Introduction
RustFS is an open-source object storage server written in Rust that implements the S3 API. It was built to address performance bottlenecks in existing solutions, particularly for small-object workloads where traditional stores struggle. RustFS aims to be a drop-in replacement for MinIO and other S3-compatible services while delivering higher throughput.
What RustFS Does
- Provides full S3 API compatibility for storing and retrieving objects
- Delivers optimized performance for small (4KB-64KB) object payloads
- Supports erasure coding and data replication for durability
- Offers a web-based console for bucket and user management
- Enables seamless migration from MinIO, Ceph, and other S3-compatible stores
Architecture Overview
RustFS is implemented as a single statically-linked Rust binary. It uses an async I/O model powered by Tokio for handling concurrent requests. The storage engine writes objects directly to the local filesystem with configurable erasure coding for fault tolerance. A built-in gateway layer translates S3 API calls into internal operations, and the optional web console provides a management UI served on a separate port.
Self-Hosting & Configuration
- Deploy as a single binary or Docker container on Linux, macOS, or Windows
- Configure root credentials via environment variables (RUSTFS_ROOT_USER, RUSTFS_ROOT_PASSWORD)

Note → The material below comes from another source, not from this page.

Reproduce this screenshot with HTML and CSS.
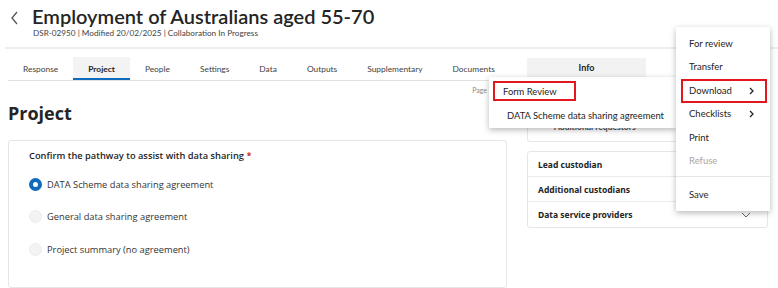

- Set storage paths with the
server /dataargument pointing to your disk or volume - Enable distributed mode by specifying multiple server endpoints for clustering
- Use the built-in web console on port 9001 for visual bucket and policy management
Key Features
- Written in Rust for memory safety and high concurrency without a garbage collector
- S3 API compatible — works with existing AWS SDKs, CLI tools, and applications
- Significantly faster than alternatives for small-object workloads
- Supports multi-cloud migration with coexistence mode for gradual transitions
- Lightweight single-binary deployment with minimal resource requirements
Comparison with Similar Tools
- MinIO — The established S3-compatible store; RustFS offers better small-object throughput
- Ceph (RGW) — Full-featured distributed storage; heavier to operate, broader protocol support
- SeaweedFS — Go-based distributed storage with FUSE mount; different architecture trade-offs
- GarageHQ — Rust-based S3 store for geo-distributed setups; targets different deployment model
- LakeFS — Git-like versioning layer over S3; complementary rather than competing
FAQ
Q: Can I migrate from MinIO to RustFS without downtime? A: RustFS supports coexistence mode where it can run alongside MinIO. You can gradually migrate buckets and switch traffic once validated.
Q: Does RustFS support erasure coding? A: Yes. RustFS implements configurable erasure coding to protect against disk failures while minimizing storage overhead.
Q: Is RustFS production-ready? A: RustFS is actively developed and used in production environments. Check the release notes for the latest stability status before deploying critical workloads.
Q: What S3 features are supported? A: RustFS supports core S3 operations including multipart uploads, pre-signed URLs, bucket policies, and lifecycle rules. Some advanced features like S3 Select may not be available yet.